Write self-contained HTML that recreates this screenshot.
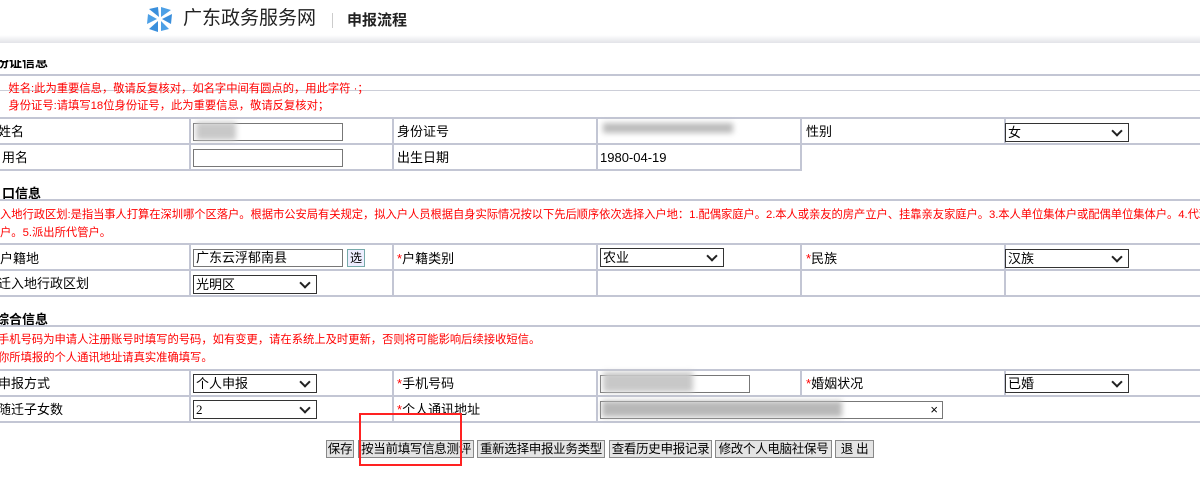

◆ ◆ ◆ ◆

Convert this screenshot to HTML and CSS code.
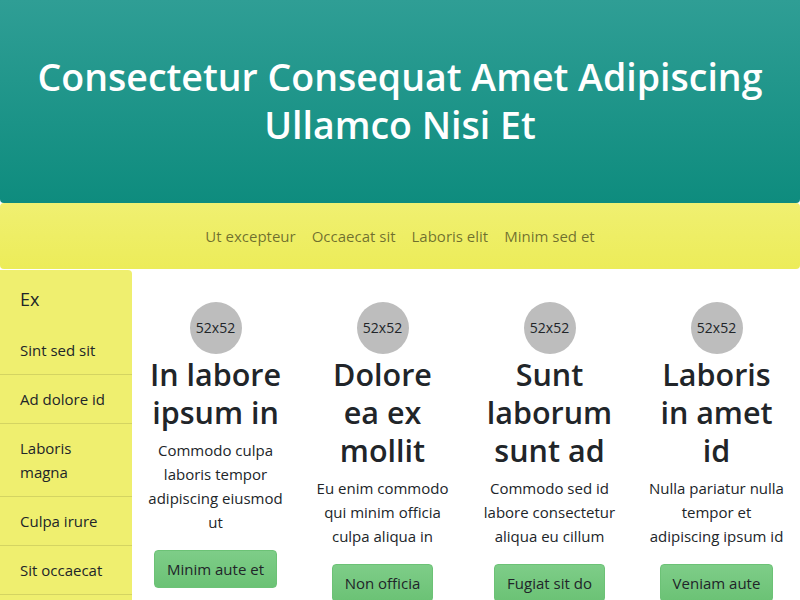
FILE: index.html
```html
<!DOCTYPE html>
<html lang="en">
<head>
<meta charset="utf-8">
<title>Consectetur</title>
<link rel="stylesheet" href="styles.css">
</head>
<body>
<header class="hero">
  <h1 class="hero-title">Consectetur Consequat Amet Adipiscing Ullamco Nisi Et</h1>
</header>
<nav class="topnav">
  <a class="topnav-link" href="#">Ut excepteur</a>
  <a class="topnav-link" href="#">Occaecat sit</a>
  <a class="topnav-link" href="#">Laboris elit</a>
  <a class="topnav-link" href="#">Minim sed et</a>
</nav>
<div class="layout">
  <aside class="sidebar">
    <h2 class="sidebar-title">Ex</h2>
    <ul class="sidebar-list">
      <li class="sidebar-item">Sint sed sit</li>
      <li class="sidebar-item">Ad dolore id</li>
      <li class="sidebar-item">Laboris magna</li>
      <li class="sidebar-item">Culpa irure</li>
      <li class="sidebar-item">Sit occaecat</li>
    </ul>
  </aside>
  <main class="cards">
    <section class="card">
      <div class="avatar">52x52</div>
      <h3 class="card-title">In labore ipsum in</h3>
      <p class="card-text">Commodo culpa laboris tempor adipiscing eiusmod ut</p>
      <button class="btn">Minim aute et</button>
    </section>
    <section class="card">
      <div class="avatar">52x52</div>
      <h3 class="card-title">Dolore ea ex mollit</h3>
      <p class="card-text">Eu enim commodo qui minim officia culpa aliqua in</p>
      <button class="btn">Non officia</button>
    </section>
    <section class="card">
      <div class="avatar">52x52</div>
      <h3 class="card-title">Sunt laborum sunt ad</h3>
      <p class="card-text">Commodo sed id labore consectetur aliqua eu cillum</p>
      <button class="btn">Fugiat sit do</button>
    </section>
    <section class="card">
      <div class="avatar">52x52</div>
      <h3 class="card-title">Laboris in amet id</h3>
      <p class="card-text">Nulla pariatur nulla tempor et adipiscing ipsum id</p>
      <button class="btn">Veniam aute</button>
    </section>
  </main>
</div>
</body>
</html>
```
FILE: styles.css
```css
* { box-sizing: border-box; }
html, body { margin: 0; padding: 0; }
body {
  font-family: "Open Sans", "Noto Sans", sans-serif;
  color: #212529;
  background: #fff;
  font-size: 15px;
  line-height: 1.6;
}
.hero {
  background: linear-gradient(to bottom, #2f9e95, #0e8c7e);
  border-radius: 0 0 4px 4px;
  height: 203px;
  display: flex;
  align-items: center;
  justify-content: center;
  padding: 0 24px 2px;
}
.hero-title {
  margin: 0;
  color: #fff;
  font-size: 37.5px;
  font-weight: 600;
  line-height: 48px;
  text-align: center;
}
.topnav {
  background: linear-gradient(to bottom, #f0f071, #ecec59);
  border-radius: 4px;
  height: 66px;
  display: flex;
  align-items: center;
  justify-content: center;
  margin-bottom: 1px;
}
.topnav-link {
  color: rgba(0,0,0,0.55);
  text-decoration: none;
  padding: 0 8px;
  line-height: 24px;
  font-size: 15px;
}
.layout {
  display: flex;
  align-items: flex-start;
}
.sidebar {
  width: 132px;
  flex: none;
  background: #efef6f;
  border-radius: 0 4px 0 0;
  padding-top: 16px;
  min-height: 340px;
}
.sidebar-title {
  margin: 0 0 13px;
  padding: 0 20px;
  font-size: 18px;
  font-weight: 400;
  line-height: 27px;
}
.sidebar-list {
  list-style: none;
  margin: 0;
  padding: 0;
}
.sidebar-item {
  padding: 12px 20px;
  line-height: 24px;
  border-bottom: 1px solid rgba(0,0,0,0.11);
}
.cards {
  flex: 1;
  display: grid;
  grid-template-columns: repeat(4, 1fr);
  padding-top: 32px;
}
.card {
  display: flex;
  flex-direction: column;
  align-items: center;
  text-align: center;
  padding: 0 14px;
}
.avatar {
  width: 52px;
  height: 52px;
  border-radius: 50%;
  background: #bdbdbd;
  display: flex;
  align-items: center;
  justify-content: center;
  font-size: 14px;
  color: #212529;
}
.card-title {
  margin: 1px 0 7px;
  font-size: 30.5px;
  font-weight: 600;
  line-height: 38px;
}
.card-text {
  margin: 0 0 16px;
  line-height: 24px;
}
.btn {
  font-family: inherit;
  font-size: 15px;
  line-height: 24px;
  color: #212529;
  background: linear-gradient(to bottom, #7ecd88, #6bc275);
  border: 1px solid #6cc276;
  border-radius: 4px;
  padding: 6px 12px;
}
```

◆ ◆ ◆ ◆

(Aim of the task)
Go through the records and pull out each line that includes the word "screenshot".

(The reply)
Write self-contained HTML that recreates this screenshot.
Convert this screenshot to HTML and CSS code.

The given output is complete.